To encourage those new jobs to come to coal country, states like West Virginia and Kentucky could provide incentives, similar to how Georgia has incentivized hundreds of thousands of jobs in the film and TV industry. States with communities formerly reliant on coal could offer their own tax incentives to clean tech firms, motivating them to relocate and take advantage of an at-the-ready workforce. In Kentucky alone, for example, a clean energy economy could create an estimated 142,163 construction jobs and 47,719 operation jobs—all of which could employ Kentuckians for 40 consecutive years.
On top of Carbon Fee and Dividend, legislators can pursue other measures to help your communities, such as the RECLAIM Act or President Obama’s recently announced $28 million to support development in 13 states hit hard by the decline of coal.
And here’s a secret that you already know: your communities are incredibly resilient. Even without legislative help, you’re doing what needs to be done to survive and thrive. For example, Coalfields Development Corporation puts people to work building quality, affordable housing in West Virginia. Their vision is “a revitalized people thriving in a renewed, more prosperous economy that is grounded in Appalachian values.”

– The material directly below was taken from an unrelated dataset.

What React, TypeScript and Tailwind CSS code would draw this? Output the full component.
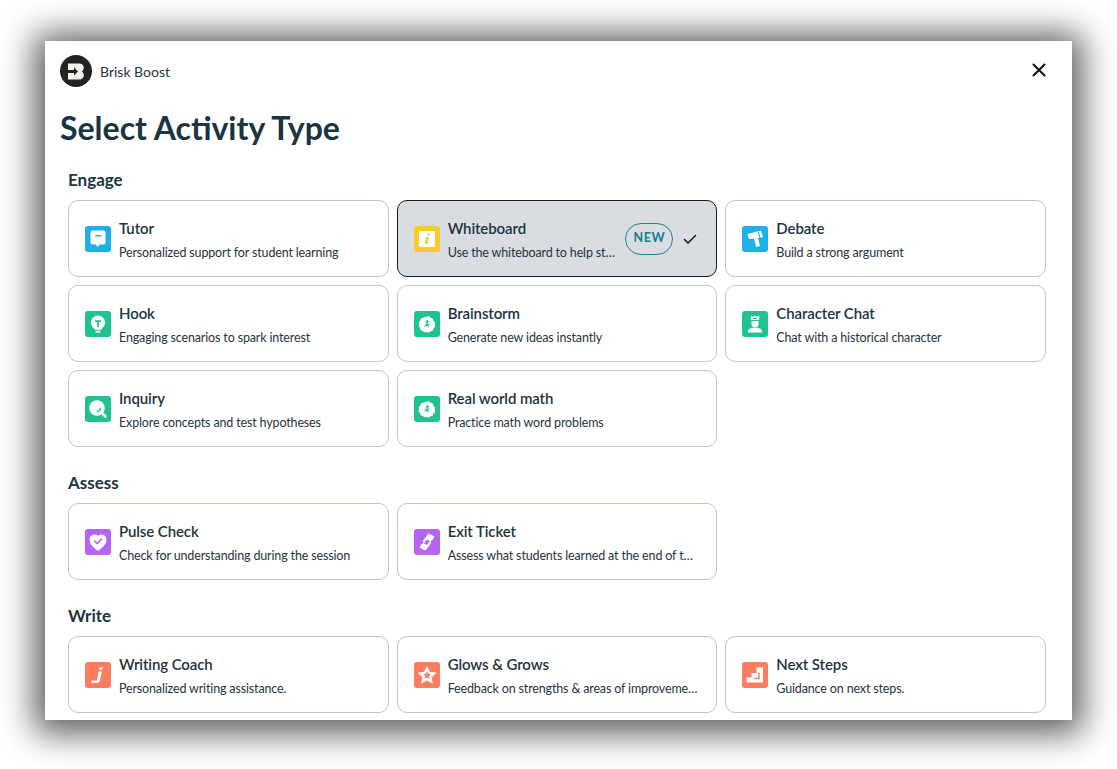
import React from "react";

type IconProps = { bg: string; children: React.ReactNode };
function IconBox({ bg, children }: IconProps) {
  return (
    <svg viewBox="0 0 26 26" className="w-[26px] h-[26px] shrink-0">
      <rect x="0" y="0" width="26" height="26" rx="3" fill={bg} />
      {children}
    </svg>
  );
}

const BLUE = "#1fb0e9";
const YEL = "#fdc92f";
const GRN = "#1fc290";
const PUR = "#b565f2";
const ORG = "#ff7c5e";

const icons: Record<string, React.ReactNode> = {
  tutor: (
    <IconBox bg={BLUE}>
      <path d="M8 4.500h10a2.500 2.500 0 0 1 2.500 2.500v9a2.500 2.500 0 0 1-2.500 2.500h-3.500l-2 2.500-1.500-2.500H8A2.500 2.500 0 0 1 5.500 16V7A2.500 2.500 0 0 1 8 4.500z" fill="#fff" />
      <rect x="10" y="9" width="6.500" height="1.500" rx=".7" fill={BLUE} />
    </IconBox>
  ),
  whiteboard: (
    <IconBox bg={YEL}>
      <rect x="5" y="5" width="16" height="16" rx="1" fill="#fff" />
      <path d="M13.700 7.800l2.300-.5-.5 2.300-2.300.4zM12.300 11h2.600l-1.500 7h-2.600z" fill={YEL} />
    </IconBox>
  ),
  bulb: (
    <IconBox bg={GRN}>
      <path d="M13 4.500a7 7 0 0 1 7 7c0 2.200-1 4-2.500 5.300-.6.500-1 1.200-1.100 2H9.600c-.1-.8-.5-1.500-1.100-2C7 15.500 6 13.700 6 11.500a7 7 0 0 1 7-7z" fill="#fff" />
      <rect x="10.500" y="19.800" width="5" height="2" rx="1" fill="#fff" />
      <path d="M10 9.300h6v1.800h-2.100V16h-1.800v-4.900H10z" fill={GRN} />
    </IconBox>
  ),
  burst: (
    <IconBox bg={GRN}>
      <path d="M13 5.500c1.600-.6 3.200.1 3.800 1.500 1.600 0 2.900 1.300 2.800 2.900 1.300.8 1.900 2.400 1.200 3.800.6 1.500 0 3-1.300 3.800 0 1.600-1.300 2.800-2.900 2.700-1 1.200-2.600 1.600-4 .8-1.400.7-3 .2-3.800-1-1.600 0-2.900-1.300-2.700-2.900-1.300-.9-1.800-2.500-1.100-3.900-.6-1.500 0-3 1.300-3.700-.1-1.600 1.200-2.900 2.800-2.800.9-1 2.400-1.400 3.900-.7z" fill="#fff" />
      <path d="M12.300 8.800l3.200 1.700-2.400 2.300h3.700l-2.800 1.300 1.200 3-2.800-2.300-3 1.200 2.900-3.300z" fill={GRN} />
    </IconBox>
  ),
  inquiry: (
    <IconBox bg={GRN}>
      <circle cx="12" cy="12" r="7.800" fill="#fff" />
      <path d="M16.500 16.500l4 4" stroke="#fff" strokeWidth="2.600" strokeLinecap="round" />
      <path d="M12.500 15.500a4 4 0 0 0 3-3" stroke={GRN} strokeWidth="1.400" fill="none" strokeLinecap="round" />
    </IconBox>
  ),
  debate: (
    <IconBox bg={BLUE}>
      <path d="M5.500 8l13.500-3.500 2 6.700-8.200 1.400L16 12l2 8-3.800 1-2.200-8.200-5 .3z" fill="#fff" />
      <path d="M16.300 6l1.700 6" stroke={BLUE} strokeWidth="1.100" />
    </IconBox>
  ),
  character: (
    <IconBox bg={GRN}>
      <path d="M8.800 4.500l1.700 1.200L13 4.500l2.500 1.200 1.700-1.200v4.500H8.800z" fill="#fff" />
      <path d="M9.500 10h7v3a3.500 3.500 0 0 1-7 0z" fill="#fff" />
      <path d="M6 21.500v-1.500c0-1.800 2.500-3.300 7-3.300s7 1.500 7 3.300v1.500z" fill="#fff" />
      <rect x="11" y="7" width="4" height="1.200" fill={GRN} />
    </IconBox>
  ),
  pulse: (
    <IconBox bg={PUR}>
      <path d="M13 22C9 19 4.500 15.500 4.500 10.500A5 5 0 0 1 13 7a5 5 0 0 1 8.500 3.500C21.500 15.500 17 19 13 22z" fill="#fff" />
      <path d="M9.500 12l2.700 2.600 4.300-4.500" stroke={PUR} strokeWidth="1.500" fill="none" strokeLinecap="round" strokeLinejoin="round" />
    </IconBox>
  ),
  ticket: (
    <IconBox bg={PUR}>
      <path d="M14.500 4.500l6 3-2 3.500a2 2 0 0 0-1.500 3.200L11.500 21.500l-6-3 2-3.500A2 2 0 0 0 9 11.800z" fill="#fff" />
      <path d="M12.800 10.500l3 1.600-2.800 4-3-1.600z" fill={PUR} />
    </IconBox>
  ),
  writing: (
    <IconBox bg={ORG}>
      <path d="M14.500 5.500l3.500-.8-.8 3-3.200.4zM13.500 9.500h3.300l-1.700 8.500c-.4 2-1.700 3-3.700 3H6.500v-2.600h4.800c.5 0 .8-.3.900-.8z" fill="#fff" />
    </IconBox>
  ),
  star: (
    <IconBox bg={ORG}>
      <path d="M13 3.800l2.900 6 6.500.9-4.700 4.500 1.100 6.500L13 18.600l-5.800 3.100 1.100-6.500-4.700-4.500 6.500-.9z" fill="#fff" />
      <path d="M13 9.200l1.200 2.500 2.700.4-2 1.900.5 2.700-2.400-1.300-2.400 1.300.5-2.700-2-1.900 2.700-.4z" fill={ORG} />
    </IconBox>
  ),
  steps: (
    <IconBox bg={ORG}>
      <path d="M21 5.500v15H4.500v-5H9.500v-4.500H14.500V5.500z" fill="#fff" />
      <path d="M17 10.500v6h-5" stroke={ORG} strokeWidth="1.400" fill="none" />
    </IconBox>
  ),
};

type Item = { title: string; desc: string; icon: string; selected?: boolean };

function Card({ title, desc, icon, selected }: Item) {
  return (
    <div
      className={
        "h-[77px] rounded-[10px] border flex items-center pl-4 pr-[18px] gap-2 " +
        (selected ? "bg-[#d9dde1] border-[#14181c]" : "bg-white border-[#bfc6d1]")
      }
    >
      {icons[icon]}
      <div className="flex flex-col min-w-0 flex-1 gap-[5px] pt-[3px]">
        <div className="text-[15px] leading-[19px] font-semibold tracking-[-0.1px] text-[#1b3442] truncate">{title}</div>
        <div className="text-[12.5px] leading-[19px] tracking-[-0.15px] text-[#1f3541] truncate">{desc}</div>
      </div>
      {selected && (
        <>
          <span className="w-[48px] h-[32px] shrink-0 rounded-full border border-[#1c8391] flex items-center justify-center text-[#137f8d] text-[12.5px] font-bold tracking-[0.5px]">
            NEW
          </span>
          <svg viewBox="0 0 16 16" className="w-4 h-4 ml-[1px] shrink-0" fill="none" stroke="#14181c" strokeWidth="1.500" strokeLinecap="round" strokeLinejoin="round">
            <path d="M2.500 8.500l3.500 3.500 7.500-7.500" />
          </svg>
        </>
      )}
    </div>
  );
}

function Section({ title, items, gapTop }: { title: string; items: Item[]; gapTop: string }) {
  return (
    <section className={gapTop}>
      <h2 className="h-[20px] leading-[20px] text-[17px] font-bold text-[#1b3442] mb-[10px]">{title}</h2>
      <div className="grid grid-cols-3 gap-2">
        {items.map((it) => (
          <Card key={it.title} {...it} />
        ))}
      </div>
    </section>
  );
}

export default function App() {
  return (
    <div className="w-[1117px] h-[769px] bg-white pl-[45px] pt-[41px] overflow-hidden" style={{ fontFamily: "Lato, 'Noto Sans', sans-serif" }}>
      <div className="w-[1027px] h-[679px] bg-white overflow-hidden shadow-[0_3px_32px_10px_rgba(0,0,0,0.65)]">
        <header className="flex items-center h-[60px] pl-[15px] pr-[25px]">
          <svg viewBox="0 0 32 32" className="w-8 h-8 shrink-0">
            <circle cx="16" cy="16" r="16" fill="#232323" />
            <path d="M8 8.500h11.500a4.200 4.200 0 0 1 3.800 6.200l-1.300 1.800 1.300 1.800a4.200 4.200 0 0 1-3.800 6.200H8z" fill="#f2f1ec" />
            <path d="M7.500 15h6.500v-2.600l4 4.100-4 4.100V18H7.500z" fill="#232323" />
          </svg>
          <span className="ml-2 text-[14px] text-[#1f3541]">Brisk Boost</span>
          <svg viewBox="0 0 16 16" className="w-4 h-4 ml-auto -mt-[2px]" fill="none" stroke="#0e0e0e" strokeWidth="2" strokeLinecap="round">
            <path d="M2.500 2.500l11 11M13.500 2.500l-11 11" />
          </svg>
        </header>
        <h1 className="ml-[15px] mt-[7px] h-[40px] leading-[40px] text-[32px] font-bold text-[#1b3442]">Select Activity Type</h1>
        <div className="pl-[23px] pr-[26px] mt-[22px]">
          <Section
            title="Engage"
            gapTop=""
            items={[
              { title: "Tutor", desc: "Personalized support for student learning", icon: "tutor" },
              { title: "Whiteboard", desc: "Use the whiteboard to help students learn", icon: "whiteboard", selected: true },
              { title: "Debate", desc: "Build a strong argument", icon: "debate" },
              { title: "Hook", desc: "Engaging scenarios to spark interest", icon: "bulb" },
              { title: "Brainstorm", desc: "Generate new ideas instantly", icon: "burst" },
              { title: "Character Chat", desc: "Chat with a historical character", icon: "character" },
              { title: "Inquiry", desc: "Explore concepts and test hypotheses", icon: "inquiry" },
              { title: "Real world math", desc: "Practice math word problems", icon: "burst" },
            ]}
          />
          <Section
            title="Assess"
            gapTop="mt-[26px]"
            items={[
              { title: "Pulse Check", desc: "Check for understanding during the session", icon: "pulse" },
              { title: "Exit Ticket", desc: "Assess what students learned at the end of the lesson", icon: "ticket" },
            ]}
          />
          <Section
            title="Write"
            gapTop="mt-[26px]"
            items={[
              { title: "Writing Coach", desc: "Personalized writing assistance.", icon: "writing" },
              { title: "Glows & Grows", desc: "Feedback on strengths & areas of improvement", icon: "star" },
              { title: "Next Steps", desc: "Guidance on next steps.", icon: "steps" },
            ]}
          />
        </div>
      </div>
    </div>
  );
}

Rusty Justice, a former coal industry worker in Kentucky, has founded a tech startup called Bit Source. He trains and employs former coal miners, creating high quality, modern jobs. “Our slogan is ‘a new day, a new way,'” Justice told NPR. “And it’s a new day here in Appalachia, and we’re trying to do things a new way.”
We all love our families, our children, and our grandchildren. We want them all to have healthy and prosperous lives now and in the future. You helped enable all of us to achieve the highest standard of living in the world in the 19th and 20th centuries, and we should all be grateful to you. Now, we need you to help us lead the world in doing things a new way, for this new day.